Por exemplo, em Aves de Rapina: Arlequina e sua Emancipação Fantabulosa (2020), Harley mostra um raro vislumbre de seu desejo por uma vida normal — um contraste gritante com sua persona criminosa. Ela tenta redescobrir sua identidade, se libertar da influência do Coringa e recuperar sua independência. Essa jornada reflete seu crescimento como uma mulher mais independente, embora também destaque sua turbulência interna — ela não está mais buscando a aprovação do Coringa, mas tentando afirmar seu próprio valor.

A característica única de Harley é sua atitude "indiferente". Ela mascara a realidade sombria de sua situação com zombaria, humor e absurdo. Ao contrário de muitos outros heróis ou vilões, Harley não usa o humor para aliviar a tensão, mas como um mecanismo de enfrentamento para esconder suas vulnerabilidades e sofrimento. Esse humor ácido a distingue de outros personagens e a torna ainda mais trágica.

Comparando Harley e Gaga, a loucura da primeira é profundamente interna e alimentada por uma psique danificada. Sua excentricidade decorre de sua confusão interna e pensamentos distorcidos, enquanto o estilo exagerado e a desinibição de Gaga são mais uma rebelião externa — uma declaração contra as normas sociais e uma maneira de recuperar o autocontrole. Harley é interiormente um indivíduo inseguro, cuja autoestima está ligada à validação externa, particularmente do Coringa, enquanto Gaga rejeita ativamente a necessidade de validação dos outros, afirmando controle sobre como ela se apresenta.

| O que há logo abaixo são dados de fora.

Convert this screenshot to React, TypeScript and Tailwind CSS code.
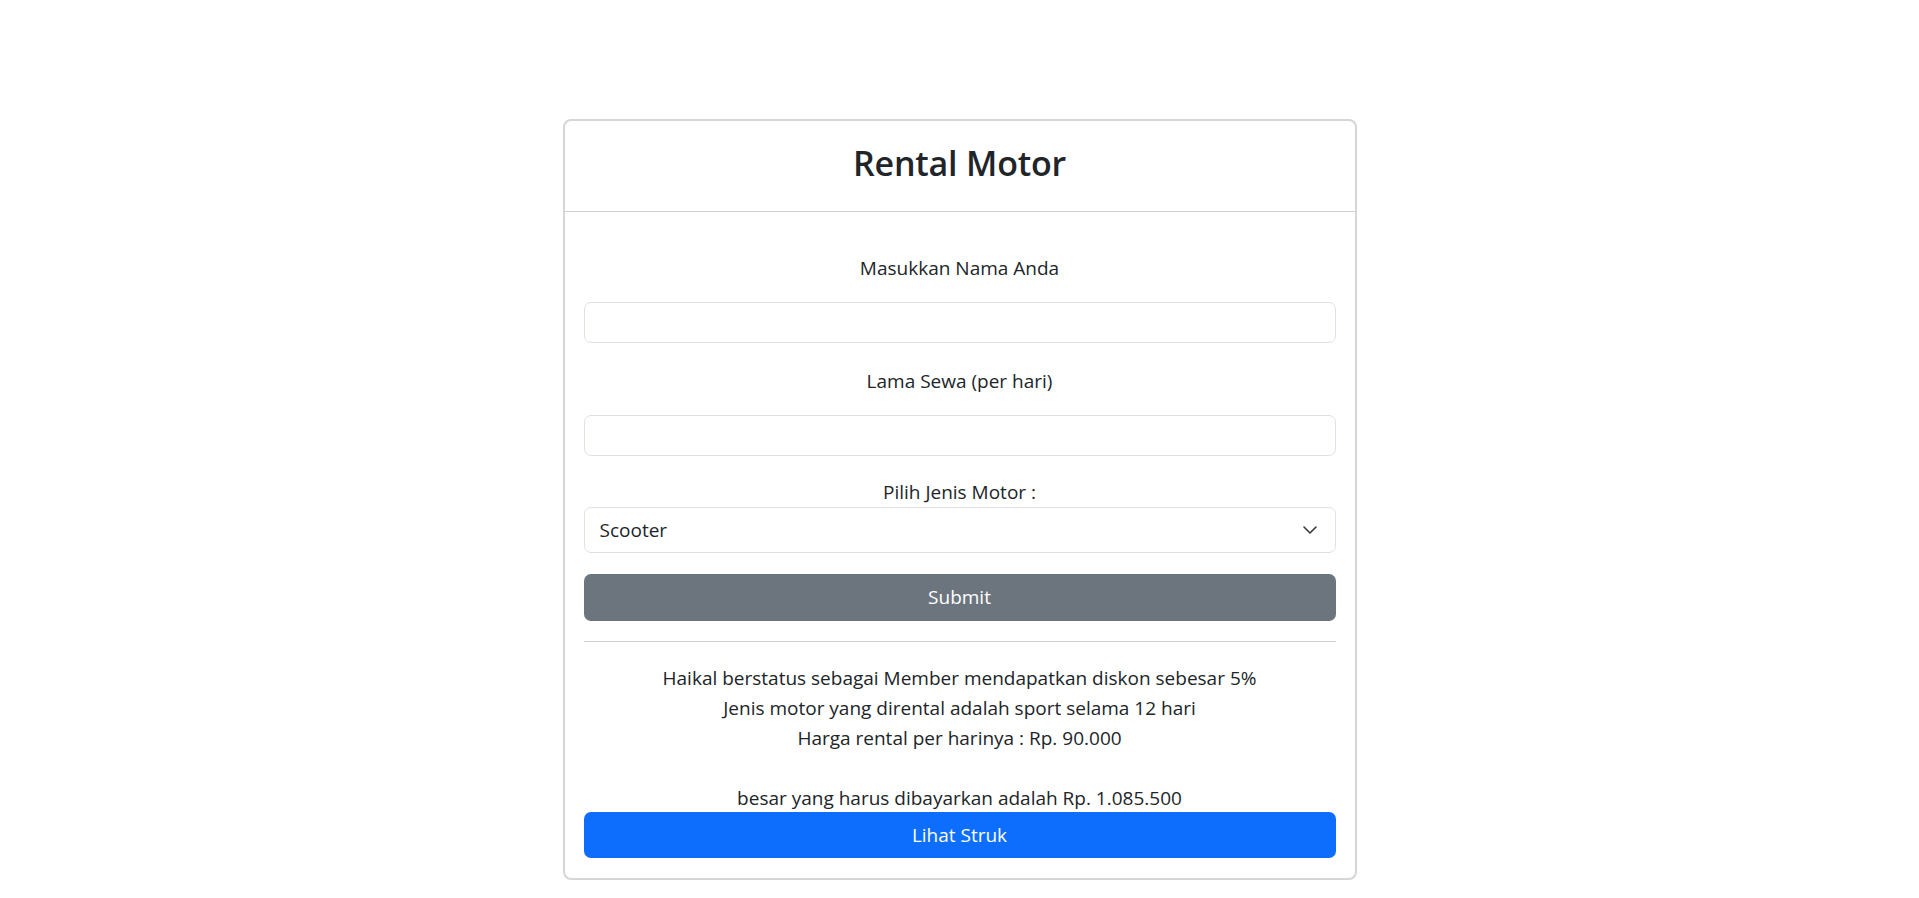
import React from "react";

export default function App() {
  const font = { fontFamily: '"Open Sans", "Noto Sans", sans-serif' };
  return (
    <div className="min-h-screen bg-white pt-[119px] text-[#212529]" style={font}>
      <div className="mx-auto w-[794px] rounded-[8px] border-2 border-[#d6d6d6] bg-white">
        <div className="flex h-[91px] items-center justify-center border-b border-[#cfcfcf] pb-[7px]">
          <h2 className="text-[34px] font-semibold leading-none tracking-[-0.2px]">Rental Motor</h2>
        </div>
        <div className="flex flex-col px-[19px] pb-[20px] pt-[41px] text-[19px]">
          <div className="h-[30px] text-center leading-[30px]">Masukkan Nama Anda</div>
          <input className="mt-[19px] h-[41px] w-full rounded-[7px] border border-[#dee2e6] outline-none" />
          <div className="mt-[23px] h-[30px] text-center leading-[30px]">Lama Sewa (per hari)</div>
          <input className="mt-[19px] h-[41px] w-full rounded-[7px] border border-[#dee2e6] outline-none" />
          <div className="mt-[21px] h-[30px] text-center leading-[30px]">Pilih Jenis Motor :</div>
          <div className="flex h-[46px] items-center justify-between rounded-[7px] border border-[#dee2e6] pl-[15px] pr-[17px]">
            <span className="leading-[30px]">Scooter</span>
            <svg width="16" height="16" viewBox="0 0 16 16" fill="none">
              <path d="m2 5 6 6 6-6" stroke="#343a40" strokeWidth="1.6" strokeLinecap="round" strokeLinejoin="round" />
            </svg>
          </div>
          <button className="mt-[21px] flex h-[47px] w-full items-center justify-center rounded-[7px] bg-[#6c757d] text-white">
            Submit
          </button>
          <div className="mt-[20px] h-px bg-[#cfcfcf]" />
          <div className="mt-[21px] text-center leading-[30px]">
            <div>Haikal berstatus sebagai Member mendapatkan diskon sebesar 5%</div>
            <div>Jenis motor yang dirental adalah sport selama 12 hari</div>
            <div>Harga rental per harinya : Rp. 90.000</div>
            <div className="h-[30px]" />
            <div>besar yang harus dibayarkan adalah Rp. 1.085.500</div>
          </div>
          <button className="-mt-px flex h-[46px] w-full items-center justify-center rounded-[7px] bg-[#0d6efd] text-white">
            Lihat Struk
          </button>
        </div>
      </div>
    </div>
  );
}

Assim, mesmo que Gaga consiga capturar a extravagância e o caos de Harley, ela não incorpora completamente a profundidade psicológica e as lutas internas da personagem. É por isso que, ao assistir Coringa: Delírio a Dois, senti que havia algo estranho em sua interpretação. Gaga parecia ter diluído a complexidade e a psique distorcida de Harley, me impedindo de me conectar completamente com a personagem. Embora o filme entregue visualmente, fica aquém na emoção e no desenvolvimento da personagem.